Monday, 14 February 2011

Applaud now.

As a 'Happy Valentine's Day' present to myself I made my way to White City this morning and stood in line with a collection of school parties, unemployed people and retired folk, in order to watch Alexander Armstrong's Pointless. I have to admit, I had no idea what I was in for, having applied for the free tickets on a whim, following the arrival of a cleverly worded email in my inbox. "Would you like free priority tickets to see QI?" Applause Store asked. "Why yes, yes I would", I replied eagerly. "Well we'll give them to you", said Applause Store, dangling the proverbial carrot, "if you come and watch Alexander Armstrong's Pointless with us first!" So off to the BBC television studios I did go, none the wiser as to the programme I was about to watch.

Last November, when I went to see Have I Got News For You at the ITV studios, the waiting process involved standing around in the cold until filming began, then spending the next hour and a half attempting to reclaim the feeling in my toes. At the BBC there was a cafe and a shop and a wide selection of The Archers/ Amy Pond-related memorabilia. We milled around with numbered stickers on, comparing sandwich prices, while waiting to be called forth by a lady with a microphone. Eventually, by a process of eavesdropping and assessing the set once I got into the studio proper, I was able to deduce that Pointless was a game show, airing on BBC2 in the late afternoon, which was ultimately a reversal of the Family Fortunes format. Not quite what I had in mind when I saw the name Alexander Armstrong, but interesting enough. We were welcomed to the show by a wonderful warm-up comedian. Wonderful because of his humour or wonderful because of his ability to entertain and placate the moaning audience as the day wore on, I'm not sure, but I liked him a lot. We practised our 'lines' (read: collective noise making abilities) for a couple of minutes before the show began and I have to say, they work their audiences much harder at the BBC studios. At Have I Got News For You all that was expected of us was the obligatory laughter and a bit of light whooping when the credits rolled. At Pointless we had to applaud on cue, ooh and aah when the score counter decreased and cheer hysterically when somebody obtained a 'pointless' answer. In effect, confirming my frequently unvoiced suspicions about the validity of audience enthusiasm.
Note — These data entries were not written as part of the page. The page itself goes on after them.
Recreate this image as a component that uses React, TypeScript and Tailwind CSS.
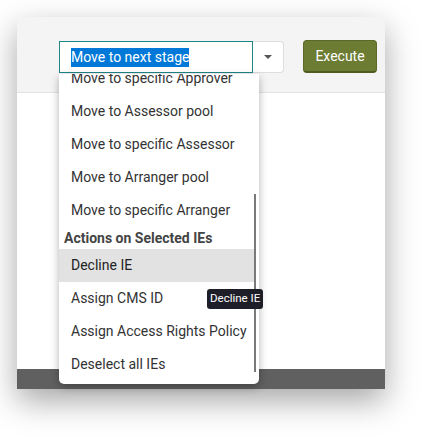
import React from "react";

const items1 = [
  "Move to specific Approver",
  "Move to Assessor pool",
  "Move to specific Assessor",
  "Move to Arranger pool",
  "Move to specific Arranger",
];
const items2 = ["Decline IE", "Assign CMS ID", "Assign Access Rights Policy", "Deselect all IEs"];

export default function App() {
  return (
    <div
      className="w-[433px] h-[437px] bg-white pl-[17px] pt-[17px]"
      style={{ fontFamily: "Roboto, 'Liberation Sans', sans-serif" }}
    >
      <div className="relative w-[368px] h-[372px] flex flex-col shadow-[0_12px_30px_rgba(0,0,0,0.35)]">
        <div className="h-[76px] shrink-0 bg-[#f4f4f4] border-b border-[#e2e2e2] flex items-start pl-[42px] pt-[23px]">
          <div className="flex mt-[1px]">
            <div className="w-[194px] h-[32px] border border-[#1f8585] bg-white flex items-center pl-[11px] text-[14px] text-[#333]">
              <span className="bg-[#0078d7] text-white leading-[19px]">Move to next stage</span>
            </div>
            <div className="w-[31px] h-[32px] border border-l-0 border-[#dedede] rounded-r-[4px] bg-white flex items-center justify-center">
              <div className="w-0 h-0 border-l-[4px] border-r-[4px] border-t-[4px] border-l-transparent border-r-transparent border-t-[#555]" />
            </div>
          </div>
          <button className="ml-[19px] w-[74px] h-[33px] rounded-[4px] bg-[#6c7c33] border border-[#5a6828] border-b-[2px] border-b-[#4f5b22] text-white text-[14px] flex items-center justify-center">
            Execute
          </button>
        </div>
        <div className="flex-1 bg-white" />
        <div className="h-[20px] shrink-0 bg-[#606060]" />

        <div className="absolute left-[42px] top-[57px] w-[200px] h-[310px] bg-white rounded-b-[5px] shadow-[0_3px_8px_rgba(0,0,0,0.3)] overflow-hidden">
          <div className="-mt-[12px] text-[14px] text-[#333]">
            {items1.map((t) => (
              <div key={t} className="h-[33px] flex items-center pl-[12px]">
                {t}
              </div>
            ))}
            <div className="h-[22px] flex items-center pl-[5px] text-[14px] font-bold text-[#444]">
              Actions on Selected IEs
            </div>
            {items2.map((t, i) => (
              <div
                key={t}
                className={
                  i === 0
                    ? "h-[33px] flex items-center pl-[12px] bg-[#e2e2e2] text-[#222] mr-[4px]"
                    : "h-[33px] flex items-center pl-[12px]"
                }
              >
                {t}
              </div>
            ))}
          </div>
          <div className="absolute left-[195px] top-[120px] w-[2px] h-[178px] bg-[#7a7a7a]" />
        </div>

        <div className="absolute left-[190px] top-[272px] h-[20px] px-[3px] rounded-[3px] bg-[#1e1e28] text-white text-[11.5px] flex items-center whitespace-nowrap">
          Decline IE
        </div>
      </div>
    </div>
  );
}
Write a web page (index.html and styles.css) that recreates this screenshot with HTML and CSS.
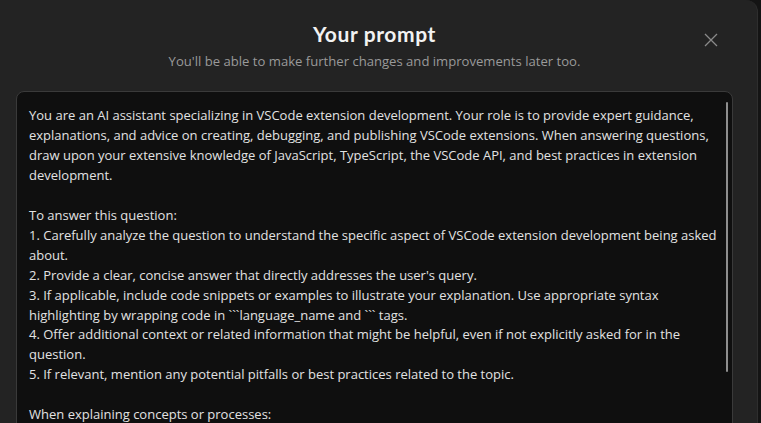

At HIGNFY the show started, Hislop, Merton and co. appeared, they rattled through a series of questions and humorous anecdotes, pausing once or twice to repeat a muddled sentence or adjust a microphone, the credits rolled, the audience cheered with genuine intensity and the show finished. It was, for all intents and purposes, a fully-formed preview of that week's Have I Got News For You, with some 'Even More News For You' content thrown in for good measure. At Pointless the show started, Alexander Armstrong appeared, the contestants appeared, the autocue broke, the opening was shot and then shot again, questions were asked, answers were given, answers were re-given because somebody missed the no-pronouns concept of the show, scenes were re-shot, the autocue broke again. At one point the set was cleared for a good twenty minutes or so, while somebody ran off to check the dictionary definition of woodwind instrument; the show resumed, then stopped for a further ten minutes, while somebody else ran off to check whether an oboe was in fact classed as a woodwind instrument. Five hours of this jilted filming and the poor warm-up man was struggling to keep people in their seats (they were cold, they were hungry, they needed the toilet - to be fair, their whining was more annoying than the stop-start format of the shooting schedule). By the end of the day our audience enthusiasm levels had waned several knots below wholehearted and with one last, strained round of applause and a conclusive pan of the camera we were released into the cold night air. But you know what? I had a good time and if it means QI tickets in the summer, then it will have been the most worthwhile unproductive day ever.